Il carabiniere a cavallo ('The mounted carabiniere') is a 1962 Italian comedy film directed by Carlo Lizzani.

==Plot==
In Rome, a mounted carabiniere is set to marry his fiancée Letizia, yet he must keep the wedding a secret due to the regulations mandating an immediate transfer upon marriage. However, complications arise when a couple of nomadic women steal his horse, Rutilio.

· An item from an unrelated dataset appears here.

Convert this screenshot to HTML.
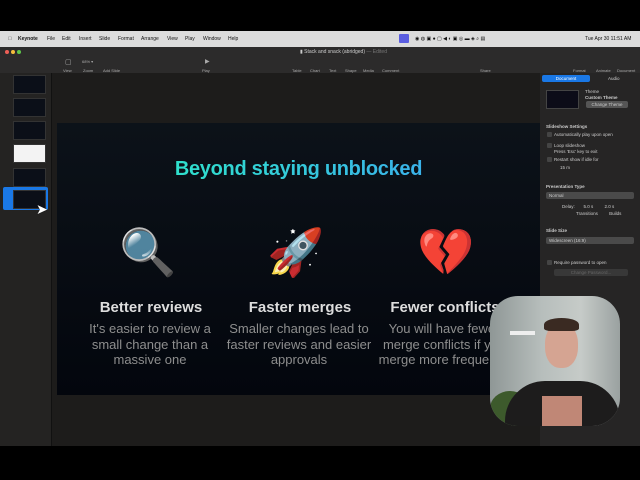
<!DOCTYPE html>
<html><head><style>
*{margin:0;padding:0;box-sizing:border-box}
body{width:640px;height:480px;background:#000;position:relative;overflow:hidden;font-family:"Liberation Sans",sans-serif}
.a{position:absolute}
.menu{top:31px;left:0;width:640px;height:16px;background:#dcdcdc;font-size:5px;color:#111}
.menu span{position:absolute;top:5px}
.tb{top:47px;left:0;width:640px;height:26px;background:#2c2b2b;color:#aaa;font-size:4px}
.tb span{position:absolute;top:21px}
.canvas{top:73px;left:52px;width:488px;height:373px;background:#1d1c1b}
.side{top:73px;left:0;width:52px;height:373px;background:#242322;border-right:1px solid #111}
.th{position:absolute;left:13px;width:33px;height:19px;background:#0b0f18;border:1px solid #333}
.slide{top:123px;left:57px;width:483px;height:272px;background:linear-gradient(#0c1219,#03060d)}
.h{position:absolute;color:#ddd;font-weight:bold;font-size:15px;text-align:center;width:140px}
.p{position:absolute;color:#8e8e8e;font-size:13px;line-height:15.5px;text-align:center;width:150px}
.emo{position:absolute;font-size:46px;font-family:"DejaVu Sans",sans-serif}
.rp{top:73px;left:540px;width:100px;height:373px;background:#262525;color:#ccc;font-size:4.5px}
.rp div{position:absolute}
.cb{width:5px;height:5px;background:#444;border-radius:1px}
</style></head><body>
<div class="a menu">
<span style="left:8px">&#63743;</span><span style="left:18px;font-weight:bold">Keynote</span><span style="left:47px">File</span><span style="left:62px">Edit</span><span style="left:79px">Insert</span><span style="left:99px">Slide</span><span style="left:118px">Format</span><span style="left:141px">Arrange</span><span style="left:167px">View</span><span style="left:185px">Play</span><span style="left:203px">Window</span><span style="left:228px">Help</span>
<div class="a" style="left:399px;top:3px;width:10px;height:9px;background:#5a5de0;border-radius:1px"></div>
<span style="left:415px">◉ ◍ ▣ ● ▢ ◀ ◐ ▣ ◎ ▬ ◈ ⌕ ▤</span>
<span style="left:585px">Tue Apr 30 11:51 AM</span>
</div>
<div class="a tb">
<div class="a" style="left:5px;top:3px;width:4px;height:4px;border-radius:2px;background:#ee5f57"></div>
<div class="a" style="left:11px;top:3px;width:4px;height:4px;border-radius:2px;background:#f4bd3b"></div>
<div class="a" style="left:17px;top:3px;width:4px;height:4px;border-radius:2px;background:#5ec74a"></div>
<div class="a" style="left:300px;top:2px;font-size:5px;color:#ccc">▮ Stack and snack (abridged) <span style="position:static;color:#777">— Edited</span></div>
<span style="left:63px">View</span><span style="left:83px">Zoom</span><span style="left:103px">Add Slide</span><span style="left:202px">Play</span><span style="left:292px">Table</span><span style="left:310px">Chart</span><span style="left:329px">Text</span><span style="left:345px">Shape</span><span style="left:363px">Media</span><span style="left:382px">Comment</span><span style="left:480px">Share</span><span style="left:573px">Format</span><span style="left:596px">Animate</span><span style="left:617px">Document</span>
<span style="left:65px;top:11px;font-size:7px">▢</span><span style="left:82px;top:12px">68% ▾</span><span style="left:205px;top:11px;font-size:6px">▶</span>
</div>
<div class="a canvas"></div>
<div class="a side">
<div class="th" style="top:2px"></div>
<div class="th" style="top:25px"></div>
<div class="th" style="top:48px"></div>
<div class="th" style="top:71px;background:#f3f3f3"></div>
<div class="th" style="top:95px"></div>
<div class="a" style="left:3px;top:114px;width:45px;height:23px;background:#1a78e6;border-radius:2px"></div>
<div class="th" style="top:117px"></div>
<div class="a" style="left:36px;top:128px;font-size:14px;color:#fff;text-shadow:0 0 1px #000">➤</div>
</div>
<div class="a slide">
<div class="a" style="left:0;top:35px;width:483px;text-align:center;font-size:20px;font-weight:bold;letter-spacing:-0.3px"><span style="background:linear-gradient(90deg,#2fe0cc,#3ab3ea);-webkit-background-clip:text;background-clip:text;color:transparent">Beyond staying unblocked</span></div>
<div class="emo" style="left:62px;top:102px">🔍</div>
<div class="emo" style="left:210px;top:102px">🚀</div>
<div class="emo" style="left:360px;top:102px">💔</div>
<div class="h" style="left:24px;top:176px">Better reviews</div>
<div class="h" style="left:173px;top:176px">Faster merges</div>
<div class="h" style="left:318px;top:176px">Fewer conflicts</div>
<div class="p" style="left:18px;top:198px">It's easier to review a small change than a massive one</div>
<div class="p" style="left:167px;top:198px">Smaller changes lead to faster reviews and easier approvals</div>
<div class="p" style="left:312px;top:198px">You will have fewer merge conflicts if you merge more frequently</div>
</div>
<div class="a rp">
<div style="left:2px;top:2px;width:48px;height:7px;background:#1a78e6;border-radius:2px;color:#fff;text-align:center;line-height:7px">Document</div>
<div style="left:68px;top:3px">Audio</div>
<div style="left:6px;top:17px;width:33px;height:19px;background:#0c0c18;border:1px solid #444"></div>
<div style="left:45px;top:16px">Theme</div>
<div style="left:45px;top:22px;font-weight:bold">Custom Theme</div>
<div style="left:46px;top:28px;width:42px;height:7px;background:#555;border-radius:2px;text-align:center;line-height:7px">Change Theme</div>
<div style="left:6px;top:51px;font-weight:bold">Slideshow Settings</div>
<div class="cb" style="left:7px;top:59px"></div><div style="left:14px;top:59px">Automatically play upon open</div>
<div class="cb" style="left:7px;top:70px"></div><div style="left:14px;top:70px">Loop slideshow</div><div style="left:14px;top:76px">Press 'Esc' key to exit</div>
<div class="cb" style="left:7px;top:84px"></div><div style="left:14px;top:84px">Restart show if idle for</div>
<div style="left:20px;top:92px">15 m</div>
<div style="left:6px;top:111px;font-weight:bold">Presentation Type</div>
<div style="left:6px;top:119px;width:88px;height:7px;background:#4a4a4a;border-radius:2px;padding-left:3px;line-height:7px">Normal</div>
<div style="left:22px;top:131px">Delay:&nbsp;&nbsp;&nbsp;&nbsp;&nbsp;&nbsp;&nbsp;5.0 s&nbsp;&nbsp;&nbsp;&nbsp;&nbsp;&nbsp;&nbsp;&nbsp;&nbsp;2.0 s</div>
<div style="left:36px;top:138px">Transitions&nbsp;&nbsp;&nbsp;&nbsp;&nbsp;&nbsp;&nbsp;&nbsp;&nbsp;Builds</div>
<div style="left:6px;top:155px;font-weight:bold">Slide Size</div>
<div style="left:6px;top:164px;width:88px;height:7px;background:#4a4a4a;border-radius:2px;padding-left:3px;line-height:7px">Widescreen (16:9)</div>
<div class="cb" style="left:7px;top:187px"></div><div style="left:14px;top:187px">Require password to open</div>
<div style="left:14px;top:196px;width:74px;height:7px;background:#383838;border-radius:2px;text-align:center;line-height:7px;color:#666">Change Password...</div>
</div>
<div class="a" style="left:490px;top:296px;width:130px;height:130px;border-radius:28px;overflow:hidden;background:linear-gradient(90deg,#8f9796,#b7bebc 40%,#c6cbc8 70%,#9aa1a0)">
<div class="a" style="left:20px;top:35px;width:25px;height:4px;background:#eee"></div>
<div class="a" style="left:0;top:95px;width:40px;height:35px;background:#3d5a2c;border-radius:50% 50% 0 0"></div>
<div class="a" style="left:15px;top:85px;width:115px;height:60px;background:#1d1c1c;border-radius:40px 40px 0 0"></div>
<div class="a" style="left:52px;top:100px;width:40px;height:40px;background:#c08776"></div>
<div class="a" style="left:55px;top:27px;width:33px;height:45px;background:#d5a492;border-radius:45%"></div>
<div class="a" style="left:54px;top:22px;width:35px;height:13px;background:#3a2a22;border-radius:50% 50% 20% 20%"></div>
</div>
</body></html>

Amidst the chaos, the officer, accompanied by his friend Brigadier Tarquinio, navigates through various challenges to resolve the situation and recover his horse before the day's end.

== Cast ==
- Nino Manfredi as Franco Bartolomucci
- Peppino De Filippo as Brigadiere Tarquinio
- Annette Stroyberg as Letizia, Franco's fianceè
- Maurizio Arena as Renato
- Clelia Matania as Letizia's mother
- Eubenio Maggi as Letizia's father
- Anthea Nocera as Rita
- Guido Celano as Rita's father
- Silvio Anselmo as Lazzaro
- Aldo Giuffrè as training lieutenant
- Luciano Salce as the priest
- Lamberto Antinori as the barber
- Renato Chiantoni as Chiantini
- Franco Pesce as best man at the wedding
- Fanfulla

==Production==
Principal cinematography started in Rome on December 1960. The film had the working title Il carabiniere. Ettore Scola served as assistant director. Before its release, originally scheduled for the first half of 1961, the film was rejected three times by the Italian censorship, who requested a change of title and over 7 minutes to be cut.

==Release==
The film was released on 29 July 1962 and grossed 380 million lire at the Italian box office.